The portal also helps KPMG meet clients where they are. Some buyers want a one-off seminar. Others want a subscription-style relationship that keeps their teams current over time. By offering digital self-studies alongside broader executive education, KPMG gives itself a way to serve both use cases without losing the technical positioning that differentiates it from generic training providers.
The live event side of the same strategy
The learning portal is only one part of KPMG’s education ecosystem. The firm’s 36th Annual Accounting & Financial Reporting Symposium is scheduled for December 2-3, 2026, at Fontainebleau Las Vegas in Las Vegas, Nevada. KPMG says the event will bring together more than 1,200 participants and allow attendees to earn up to 15 Accounting CPE credits.
The agenda points to where KPMG thinks the market’s pressure points are. Topics include generative AI for finance and accounting, SEC reporting, private company accounting, cybersecurity, and current financial accounting and reporting issues. That combination shows the firm using live events and on-demand training as two halves of the same business model: one builds scale and convenience, the other creates depth, urgency, and community.

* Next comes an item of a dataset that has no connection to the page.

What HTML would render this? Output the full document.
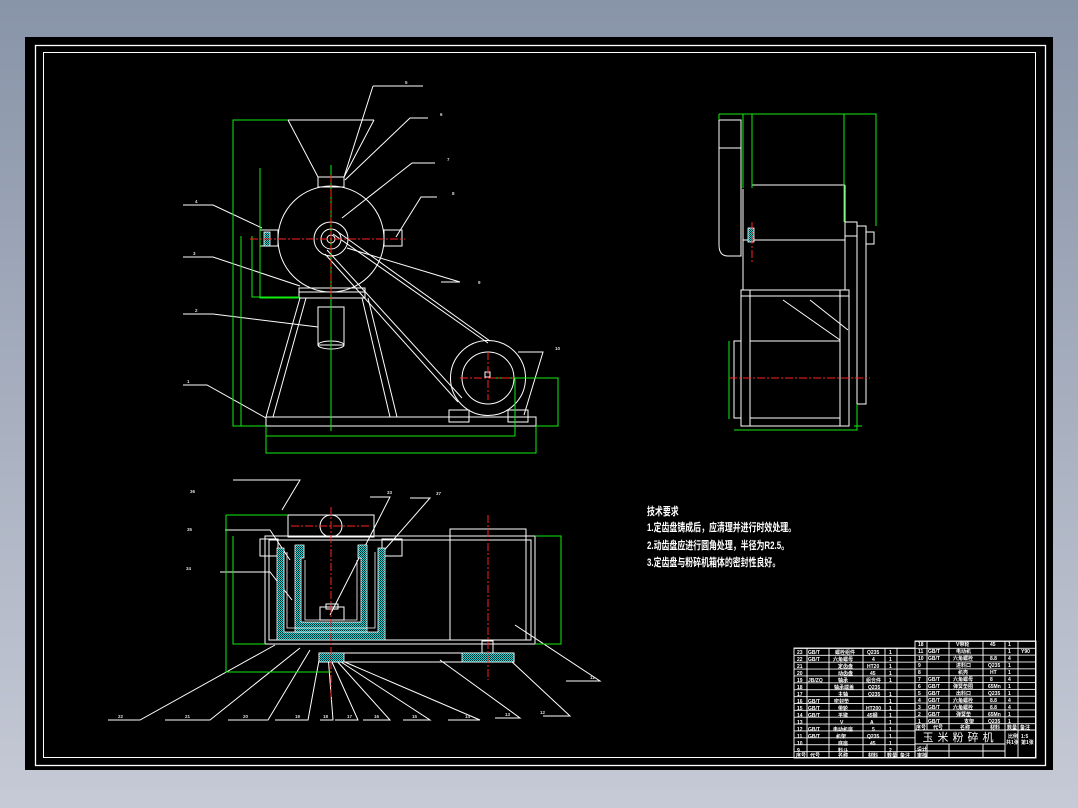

For KPMG professionals, this is more than a catalog. It is a blueprint for how the firm can turn technical authority into a commercial engine. The same subject-matter knowledge that supports a client engagement can be reshaped into a course, a subscription, or a symposium session, then sold back to the market with the KPMG name attached. In a profession where trust, expertise, and visibility drive the next promotion as much as the current busy season, that is a powerful way to make learning pay twice.